▸ **Work to do**: Copy out, from the entries below, each line holding the string "that".

▸ **Task data**:
^^^^^^^^^^^^^^^^
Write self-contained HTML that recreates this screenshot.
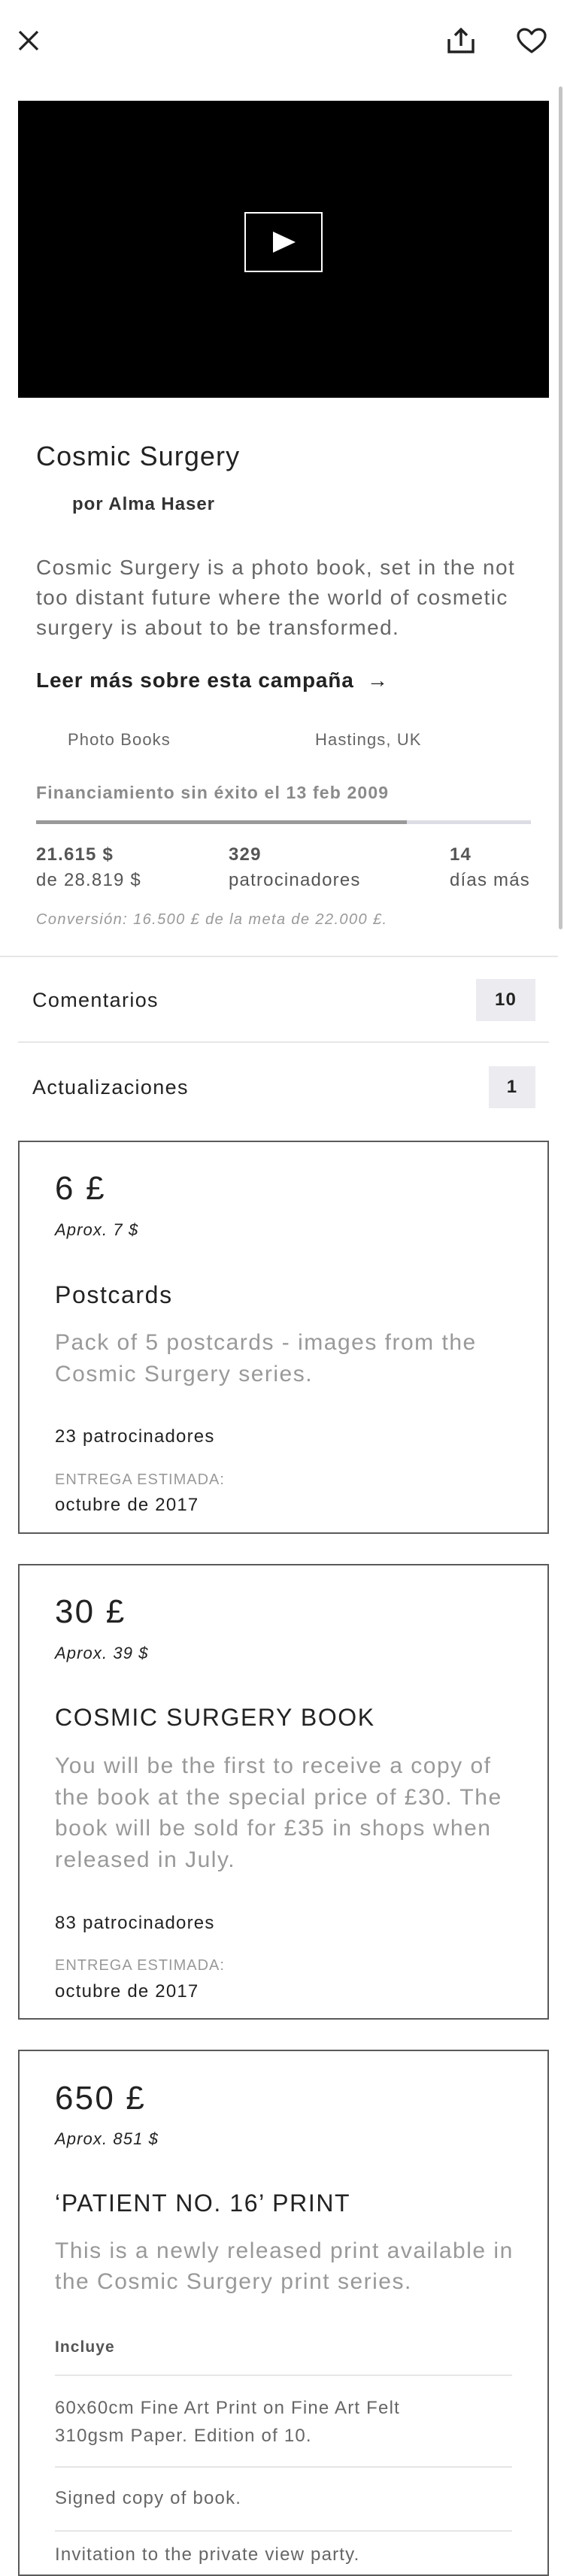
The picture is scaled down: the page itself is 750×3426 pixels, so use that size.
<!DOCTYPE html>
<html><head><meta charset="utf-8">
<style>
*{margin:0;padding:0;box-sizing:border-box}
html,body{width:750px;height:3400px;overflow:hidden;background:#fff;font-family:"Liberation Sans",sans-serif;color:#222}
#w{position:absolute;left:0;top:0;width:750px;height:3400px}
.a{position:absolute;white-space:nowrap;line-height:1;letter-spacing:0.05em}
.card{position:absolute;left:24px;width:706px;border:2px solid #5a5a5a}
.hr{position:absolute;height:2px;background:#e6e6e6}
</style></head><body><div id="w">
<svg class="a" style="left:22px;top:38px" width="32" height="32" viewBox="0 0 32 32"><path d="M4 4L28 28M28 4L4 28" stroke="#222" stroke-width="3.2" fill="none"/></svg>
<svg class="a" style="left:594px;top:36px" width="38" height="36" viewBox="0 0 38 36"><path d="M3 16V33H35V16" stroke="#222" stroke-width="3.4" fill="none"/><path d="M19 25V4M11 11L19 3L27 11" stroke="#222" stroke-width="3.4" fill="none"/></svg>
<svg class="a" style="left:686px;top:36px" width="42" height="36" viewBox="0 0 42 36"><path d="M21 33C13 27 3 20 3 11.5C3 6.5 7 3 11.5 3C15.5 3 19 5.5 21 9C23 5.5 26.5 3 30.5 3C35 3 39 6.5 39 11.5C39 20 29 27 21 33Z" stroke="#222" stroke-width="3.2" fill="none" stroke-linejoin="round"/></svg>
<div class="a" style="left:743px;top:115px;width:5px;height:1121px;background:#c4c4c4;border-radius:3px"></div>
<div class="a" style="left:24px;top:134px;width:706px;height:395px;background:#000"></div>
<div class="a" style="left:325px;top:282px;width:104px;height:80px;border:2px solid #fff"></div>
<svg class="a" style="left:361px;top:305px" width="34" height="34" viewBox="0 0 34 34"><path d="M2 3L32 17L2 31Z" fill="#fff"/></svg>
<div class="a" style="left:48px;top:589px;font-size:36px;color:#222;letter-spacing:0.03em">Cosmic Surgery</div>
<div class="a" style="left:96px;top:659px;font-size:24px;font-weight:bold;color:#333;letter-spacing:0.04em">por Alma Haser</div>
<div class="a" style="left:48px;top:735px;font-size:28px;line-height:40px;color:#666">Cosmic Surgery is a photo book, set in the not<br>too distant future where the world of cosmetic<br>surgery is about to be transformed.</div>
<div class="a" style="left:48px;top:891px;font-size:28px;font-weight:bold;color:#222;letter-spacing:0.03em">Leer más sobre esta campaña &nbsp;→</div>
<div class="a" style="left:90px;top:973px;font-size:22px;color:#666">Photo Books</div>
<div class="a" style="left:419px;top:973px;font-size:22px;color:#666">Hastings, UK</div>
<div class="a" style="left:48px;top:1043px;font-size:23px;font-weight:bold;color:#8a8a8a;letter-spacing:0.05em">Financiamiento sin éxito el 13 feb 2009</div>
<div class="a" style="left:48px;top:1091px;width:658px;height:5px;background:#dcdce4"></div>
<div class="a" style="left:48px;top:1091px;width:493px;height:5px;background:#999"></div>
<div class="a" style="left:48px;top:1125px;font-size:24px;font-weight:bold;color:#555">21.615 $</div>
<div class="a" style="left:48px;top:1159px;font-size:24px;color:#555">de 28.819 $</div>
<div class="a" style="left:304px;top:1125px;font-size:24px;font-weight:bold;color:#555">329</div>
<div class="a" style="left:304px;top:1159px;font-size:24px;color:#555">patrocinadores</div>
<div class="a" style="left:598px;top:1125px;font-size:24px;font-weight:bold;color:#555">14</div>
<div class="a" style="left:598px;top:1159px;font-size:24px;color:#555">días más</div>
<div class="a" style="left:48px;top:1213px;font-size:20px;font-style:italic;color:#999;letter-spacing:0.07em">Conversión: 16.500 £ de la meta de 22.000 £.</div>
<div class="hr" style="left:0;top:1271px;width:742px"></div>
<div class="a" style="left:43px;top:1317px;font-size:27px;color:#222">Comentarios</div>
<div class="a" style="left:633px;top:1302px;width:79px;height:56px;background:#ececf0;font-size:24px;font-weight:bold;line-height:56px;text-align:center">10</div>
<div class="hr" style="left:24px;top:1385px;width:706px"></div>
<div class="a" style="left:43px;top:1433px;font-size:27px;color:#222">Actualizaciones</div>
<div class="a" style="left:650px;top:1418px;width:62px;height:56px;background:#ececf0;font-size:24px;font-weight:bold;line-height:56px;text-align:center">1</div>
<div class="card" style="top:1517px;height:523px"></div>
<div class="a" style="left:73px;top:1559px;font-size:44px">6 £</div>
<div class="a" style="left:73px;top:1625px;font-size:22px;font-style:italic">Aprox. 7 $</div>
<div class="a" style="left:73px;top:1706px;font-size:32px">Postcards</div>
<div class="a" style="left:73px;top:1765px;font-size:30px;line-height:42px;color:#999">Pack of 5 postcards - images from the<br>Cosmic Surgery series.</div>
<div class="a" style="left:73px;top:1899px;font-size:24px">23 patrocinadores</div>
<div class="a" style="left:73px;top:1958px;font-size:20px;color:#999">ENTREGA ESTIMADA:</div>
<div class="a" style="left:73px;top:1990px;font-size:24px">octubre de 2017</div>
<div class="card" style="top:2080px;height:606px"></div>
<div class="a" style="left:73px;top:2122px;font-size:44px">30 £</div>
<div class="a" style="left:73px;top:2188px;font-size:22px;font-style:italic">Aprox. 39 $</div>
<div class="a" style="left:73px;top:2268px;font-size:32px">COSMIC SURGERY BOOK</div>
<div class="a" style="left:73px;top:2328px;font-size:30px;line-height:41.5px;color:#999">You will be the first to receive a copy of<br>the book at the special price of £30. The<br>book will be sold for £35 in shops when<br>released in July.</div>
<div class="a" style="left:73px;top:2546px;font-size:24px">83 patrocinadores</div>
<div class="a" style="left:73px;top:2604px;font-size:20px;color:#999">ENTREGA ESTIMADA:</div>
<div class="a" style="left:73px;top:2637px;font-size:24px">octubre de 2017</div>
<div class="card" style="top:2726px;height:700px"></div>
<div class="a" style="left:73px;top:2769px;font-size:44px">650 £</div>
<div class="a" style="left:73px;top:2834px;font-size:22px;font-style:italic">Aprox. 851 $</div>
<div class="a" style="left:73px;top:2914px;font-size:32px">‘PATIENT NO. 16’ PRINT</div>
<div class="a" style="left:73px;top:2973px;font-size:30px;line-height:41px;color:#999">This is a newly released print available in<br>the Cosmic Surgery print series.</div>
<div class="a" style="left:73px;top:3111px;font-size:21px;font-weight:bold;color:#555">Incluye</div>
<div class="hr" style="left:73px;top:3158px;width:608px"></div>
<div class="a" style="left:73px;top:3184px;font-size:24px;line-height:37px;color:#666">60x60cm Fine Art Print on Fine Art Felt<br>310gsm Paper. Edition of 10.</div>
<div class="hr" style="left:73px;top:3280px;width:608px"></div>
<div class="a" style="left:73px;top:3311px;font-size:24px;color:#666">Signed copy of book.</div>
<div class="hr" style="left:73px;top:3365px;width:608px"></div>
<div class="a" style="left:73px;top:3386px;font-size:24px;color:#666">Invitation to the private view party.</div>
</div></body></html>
^^^^^^^^^^^^^^^^
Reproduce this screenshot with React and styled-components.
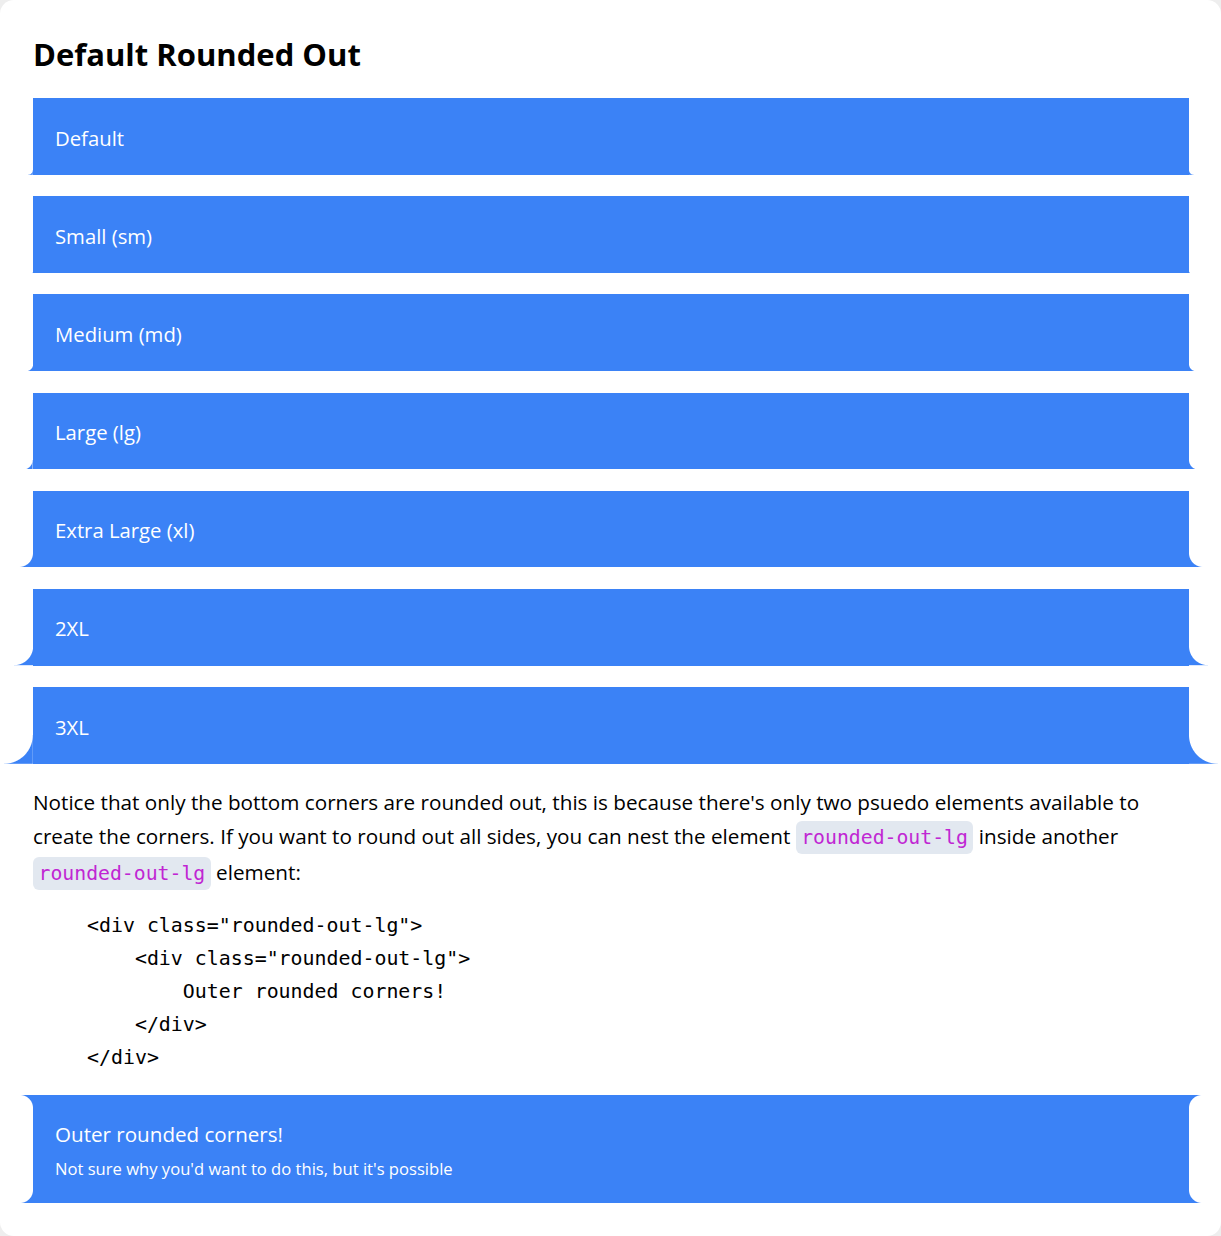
^^^^^^^^^^^^^^^^
▸ **Reply**:
Write self-contained HTML that recreates this screenshot.
The picture is scaled down: the page itself is 750×3426 pixels, so use that size.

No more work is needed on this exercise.